Charlie caught me just after Annbank. I was really pleased to see him because he looked as if he was runing well and would be able to hold 2nd place to the end. I doubted at this point that I’d even make it to the end and about a mile from Annbank I fell retching to the ground and proceeded to empty my stomach. I immediately felt better but knew that I was now running on empty.
George was waiting to cheer us on at Tarholm Bridge. Great to see the old guy. Amazing that he still gets out and about at 97 (hope matron knew he’d got out).
Auchincruive was another morale booster with Tim, Anne and Toni all telling me that it was too close to give up. I grabbed a mouthfull of elderberries as I ran past a convenient tree and they gave me much needed sugar and a bit of carbo.
I was caught by another guy as I staggered along Tomato Lane.
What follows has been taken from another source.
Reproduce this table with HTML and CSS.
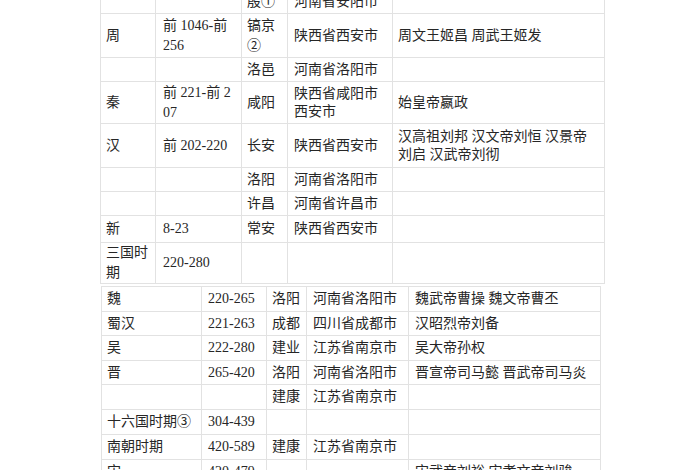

At this point George cycled up and told me that I was still in 3rd place. “No, surely you mean 4th” said I. George went on to explain that Scott from Portobello had taken yet another wrong turn and was now about 1 mile behind me. (Instead of turning left from Auchincruive and going over Oswald’s Bridge, he’d gone straight on – ploughed fields, large bulls and zero paths were his lot). Should have gone to Specsavers.
I reached Ayr in 3rd place but was caught by yet another guy as I went past Kyle Academy. He kindly offered to run with me but I told him that I couldn’t raise my pace at all, so off he went to an eventual 3rd place.
My final placing was 4th and I was pleased with that. I was exhausted at the finish and felt awfull. My own stupid fault for taking the electrolite when not used to it. I’ve often advised people not to take such things unless they’re used to them – wish I’d taken my own advice. I was slower by 7 minutes this year but I still managed to beat the 7 hours at 6:58.
The winner was Charlie. Well deserved and keeps the Tortoises as Ayrshire’s no 1. Great stuff Charlie.
Slept in Ian forgot to turn his watch on so we’ll need to wait to get his time and placing but he looked as if he’d just been out for a leisurely jog when I saw him at the finish.
Hop-a-long Bobby came in on his slowest time even although, considering the injury he was carrying, he ran a brilliant race. As he finished he shouted to me, “Important thing – did my record survive?” Yes Boabee, you’re still the man.
Portobello Scott eventually finished. It’s reckoned he lost about 1 hour with his wanderings around the Ayrshire countryside. However, he viewed it quite philosophically and told me, “I may not have won but I at least achieved a pb – FOR 50 MILES!”